De acordo com essa visão, aprender a usar a linguagem é saber jogar os ‘jogos de linguagem’, que são, por sua vez, o conjunto da linguagem e das atividades com as quais está interligada. Para Wittgenstein ([1953] 1999, §23), “o falar da linguagem é uma parte de uma atividade, de uma forma de vida”, isto é, aprende-se junto com a linguagem uma forma de vida, determinada, contextualizada, situada, dentro de uma práxis comunicativa interpessoal. O filósofo diz ainda que há inúmeros empregos diferentes de signo, palavras e frases que não são fixos. Dessa forma, novos tipos de linguagem nascem e com eles novos jogos de linguagem. A aprendizagem de uma língua é, portanto, um processo em curso, inacabado.
Assim, os professores de línguas precisam posicionar-se frente a essa riqueza de possibilidades que em que se dá a linguagem.

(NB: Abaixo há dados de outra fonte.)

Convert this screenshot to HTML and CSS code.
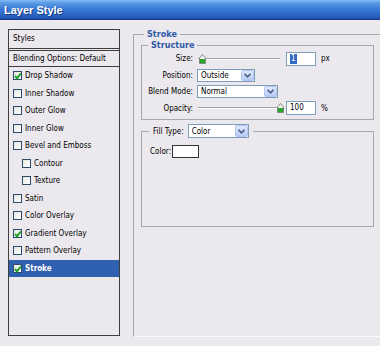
FILE: index.html
```html
<!DOCTYPE html>
<html lang="en">
<head>
  <meta charset="UTF-8" />
  <title>Layer Style</title>
  <link rel="stylesheet" href="styles.css">
</head>
<body>
  <div class="titlebar">Layer Style</div>

  <div class="dialog">
    <div class="styles-list">
      <div class="list-head">Styles</div>
      <div class="list-blend">Blending Options: Default</div>
      <div class="list-item"><span class="check on"></span>Drop Shadow</div>
      <div class="list-item"><span class="check"></span>Inner Shadow</div>
      <div class="list-item"><span class="check"></span>Outer Glow</div>
      <div class="list-item"><span class="check"></span>Inner Glow</div>
      <div class="list-item"><span class="check"></span>Bevel and Emboss</div>
      <div class="list-item sub"><span class="check"></span>Contour</div>
      <div class="list-item sub"><span class="check"></span>Texture</div>
      <div class="list-item"><span class="check"></span>Satin</div>
      <div class="list-item"><span class="check"></span>Color Overlay</div>
      <div class="list-item"><span class="check on"></span>Gradient Overlay</div>
      <div class="list-item"><span class="check"></span>Pattern Overlay</div>
      <div class="list-item selected"><span class="check on"></span>Stroke</div>
    </div>

    <fieldset class="group stroke-group">
      <legend>Stroke</legend>

      <fieldset class="group structure">
        <legend>Structure</legend>
        <div class="form-grid">
          <label>Size:</label>
          <div class="control">
            <div class="slider">
              <div class="track"></div>
              <svg class="thumb" style="left: 2px" width="7" height="10" viewBox="0 0 7 10">
                <path d="M0.5 4 L3.5 0.5 L6.5 4 V9.5 H0.5 Z" fill="#f4f4f0" stroke="#7d8a7d" />
                <rect x="1" y="5" width="5" height="4" fill="#2aa52a" />
              </svg>
            </div>
            <div class="field"><span class="sel">1</span></div>
            <span class="unit">px</span>
          </div>

          <label>Position:</label>
          <div class="control">
            <div class="dropdown pos">
              <span>Outside</span>
              <span class="drop-btn"><svg width="7" height="5" viewBox="0 0 7 5"><path d="M0.5 0.8 L3.5 3.8 L6.5 0.8" fill="none" stroke="#4a5f86" stroke-width="1.6" /></svg></span>
            </div>
          </div>

          <label>Blend Mode:</label>
          <div class="control">
            <div class="dropdown blend">
              <span>Normal</span>
              <span class="drop-btn"><svg width="7" height="5" viewBox="0 0 7 5"><path d="M0.5 0.8 L3.5 3.8 L6.5 0.8" fill="none" stroke="#4a5f86" stroke-width="1.6" /></svg></span>
            </div>
          </div>

          <label>Opacity:</label>
          <div class="control">
            <div class="slider">
              <div class="track"></div>
              <svg class="thumb" style="left: 80px" width="7" height="10" viewBox="0 0 7 10">
                <path d="M0.5 4 L3.5 0.5 L6.5 4 V9.5 H0.5 Z" fill="#f4f4f0" stroke="#7d8a7d" />
                <rect x="1" y="5" width="5" height="4" fill="#2aa52a" />
              </svg>
            </div>
            <div class="field">100</div>
            <span class="unit">%</span>
          </div>
        </div>
      </fieldset>

      <fieldset class="group fill">
        <legend>
          <span>Fill Type:</span>
          <span class="dropdown fill-type">
            <span>Color</span>
            <span class="drop-btn"><svg width="7" height="5" viewBox="0 0 7 5"><path d="M0.5 0.8 L3.5 3.8 L6.5 0.8" fill="none" stroke="#4a5f86" stroke-width="1.6" /></svg></span>
          </span>
        </legend>
        <div class="color-row">
          <span>Color:</span>
          <span class="swatch"></span>
        </div>
      </fieldset>
    </fieldset>
  </div>
</body>
</html>
```

FILE: styles.css
```css
/* Reset and base */
* {
  box-sizing: border-box;
  margin: 0;
  padding: 0;
}
html, body {
  width: 380px;
  height: 346px;
  overflow: hidden;
}
body {
  background: #ece9ee;
  color: #000;
  font-family: "DejaVu Sans Condensed", "Liberation Sans", sans-serif;
  font-size: 8px;
}


/* Window title bar */
.titlebar {
  height: 20px;
  padding: 3px 0 0 4px;
  background: linear-gradient(#84bbf3 0, #5c9be6 3px, #3f7fd9 8px, #2f6bcb 13px, #2657b4 18px, #1a3d92 19px, #1a3d92 20px);
  color: #fff;
  font: bold 11px/14px "Liberation Sans", sans-serif;
  text-shadow: 1px 1px 0 #1a3d80;
}


/* Dialog body: styles list + options */
.dialog {
  display: flex;
  align-items: flex-start;
  padding: 9px 0 0 8px;
}


/* Left list of layer styles */
.styles-list {
  flex: none;
  width: 112px;
  height: 307px;
  border: 1px solid #3e3e3e;
}
.list-head {
  height: 21px;
  line-height: 18px;
  padding-left: 4px;
  border-bottom: 3px double #3e3e3e;
}
.list-blend {
  height: 16px;
  line-height: 15px;
  padding-left: 4px;
  border-bottom: 1px solid #3e3e3e;
}
.list-item {
  height: 17.5px;
  display: flex;
  align-items: center;
  gap: 3px;
  padding-left: 4px;
}
.list-item.sub {
  padding-left: 13px;
}
.list-item.selected {
  background: #3060b0;
  color: #fff;
  font-weight: bold;
}
.check {
  position: relative;
  flex: none;
  width: 9px;
  height: 9px;
  border: 1px solid #2a4a6e;
  background: linear-gradient(135deg, #e6e6e0, #fff);
}
.check.on::after {
  content: "";
  position: absolute;
  left: 2px;
  top: 0;
  width: 2px;
  height: 5px;
  border: solid #21a121;
  border-width: 0 2px 2px 0;
  transform: rotate(40deg);
}


/* Group boxes */
.group {
  border: 1px solid #a9a8ad;
  min-width: 0;
}
.group > legend {
  color: #2f5aa6;
  font-weight: bold;
  font-size: 9px;
  line-height: 11px;
  padding: 0 3px;
}
.stroke-group {
  flex: none;
  width: 260px;
  height: 308px;
  margin-left: 13px;
  padding: 0 0 0 7px;
  border-bottom-color: #fafafa;
}
.stroke-group > legend {
  margin-left: 3px;
}
.structure {
  width: 233px;
  height: 80px;
  padding: 0 6px;
}


/* Structure form */
.form-grid {
  display: grid;
  grid-template-columns: 45px 1fr;
  grid-template-rows: 17px 16px 17px 16px;
  column-gap: 4px;
  margin-top: -1px;
}
.form-grid label {
  align-self: center;
  text-align: right;
  white-space: nowrap;
}
.control {
  display: flex;
  align-items: center;
}
.slider {
  position: relative;
  width: 84px;
  height: 10px;
  display: flex;
  align-items: center;
}
.track {
  width: 82px;
  margin-left: 1px;
  height: 2px;
  border-top: 1px solid #a3a29f;
  border-bottom: 1px solid #fff;
}
.thumb {
  position: absolute;
  top: 0;
}
.field {
  width: 30px;
  height: 14px;
  margin-left: 5px;
  padding-left: 3px;
  border: 1px solid #7f9db9;
  background: #fff;
  line-height: 12px;
}
.sel {
  display: inline-block;
  padding: 0 1px;
  background: #316ac5;
  color: #fff;
  line-height: 10px;
}
.unit {
  margin-left: 5px;
}


/* Drop-down boxes */
.dropdown {
  display: flex;
  align-items: center;
  height: 13px;
  border: 1px solid #7f9db9;
  background: #fff;
  padding-left: 3px;
  color: #000;
  font-weight: normal;
  font-size: 8px;
}
.dropdown > span:first-child {
  flex: 1;
}
.drop-btn {
  display: flex;
  align-items: center;
  justify-content: center;
  width: 13px;
  height: 11px;
  border: 1px solid #b3c6ef;
  border-radius: 2px;
  background: linear-gradient(#e1eafe, #b8cbf6);
}
.dropdown.pos {
  width: 58px;
}
.dropdown.blend {
  width: 81px;
}


/* Fill type group */
.fill {
  width: 233px;
  height: 103px;
  margin-top: 4px;
  padding: 0 6px;
}
.fill > legend {
  display: flex;
  align-items: center;
  gap: 4px;
  margin-left: 1px;
  padding: 0 4px;
  height: 14px;
  color: #000;
  font-weight: normal;
  font-size: 8px;
}
.dropdown.fill-type {
  width: 61px;
  height: 14px;
}
.dropdown.fill-type .drop-btn {
  height: 12px;
}
.color-row {
  display: flex;
  align-items: center;
  gap: 1px;
  padding: 7px 0 0 2px;
}
.swatch {
  width: 27px;
  height: 13px;
  border: 1px solid #333;
  background: #fff;
}
```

Por essa razão, a prática do inglês em contextos autênticos de usos, com variados interlocutores, é a oportunidade que os professores desse idioma têm de jogar outros jogos de linguagem e de participar de outras formas de vida, para que os limites de seu mundo sejam desafiados.
REFERÊNCIA
MARCONDES, Danilo (2010). Dossiê: Letras, linguística e suas interfaces, Cadernos de Letras da UFF, no 40, p. 13-16.
WITTGENSTEIN, Ludwigg ([1953] 1999). “Investigações Filosóficas”. Nova Cultural, SP.